Éliane Roux

Éliane Roux

Ahmanson Fellow
Japan’s “Christian Century” in the Center of Christianity: Proto-Orientalism and Far Eastern Art and Culture in Rome (1549-1650)
2023-2024
Eliane Roux

Biography

Éliane Roux is a researcher affiliated with the University of Melbourne and lead researcher for the Azuchi Screens Research Network, an international interdisciplinary group of scholars supported by artist Hiroshi Sugimoto. Roux received her PhD from the École Pratique des Hautes Études and the Università Roma III, and earned a Diploma in Archive Sciences from the Scuola vaticana di paleografia, diplomatica e archivistica. She was a postdoctoral fellow of Quebec Government’s Fonds de recherche at the University of Genoa, and a lecturer at the University of Genoa and the University of Cape Town. Her work focuses on early modern cultural and material interactions between Europe and East Asia, especially Italy and Japan, and the impact of 16th-17th-century Genoese networks in transnational artistic and cultural exchange.

Project Summary

This project seeks to address the characteristics and manner of diffusion of the Renaissance Italian conception of “East Indies” in cultural production. Focusing on the role of Rome in the circulation, reception and re-elaborations of art and material culture from East Asia, the project aims to trace the pathways by which knowledge about these faraway places was developed and how East Asian objects came to inform understandings and, ultimately, European visual culture.

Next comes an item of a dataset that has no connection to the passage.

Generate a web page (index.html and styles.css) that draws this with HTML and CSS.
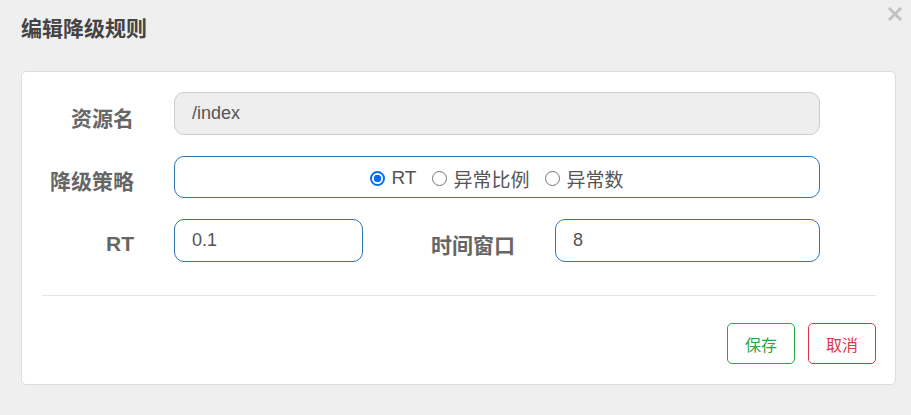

Research focuses mainly on Japan, which due to its limited interaction with Rome provides an ideal case study of a bilateral exchange that both blossomed and soured within the space of the so-called “Christian Century” (1549-1650). During this period, the Jesuits developed successful missions in Japan and paved the way, from the 1560s, for the exportation of Japanese and hybrid artworks and artifacts to Europe. Through the Jesuits reports and books published to inform their order and Europe of the progression of their mission, many descriptions and images of Japan’s culture, architecture, artworks, and techniques reached the West. As a religious, political, cultural and artistic center, Rome was a key nexus for both producing and collecting knowledge as well as objects about and from Japan and East Asia more broadly. Three interconnected contexts will be investigated: Roman curia’s acquisition, classification, and exhibition of “Orientalia”; the role of humanist-antiquarians “ethnographers” active in Rome in the circulation of East Asian objects and, more importantly, in the dissemination of related visual or textual records; and lastly, the global routes of exchanges transiting through Rome.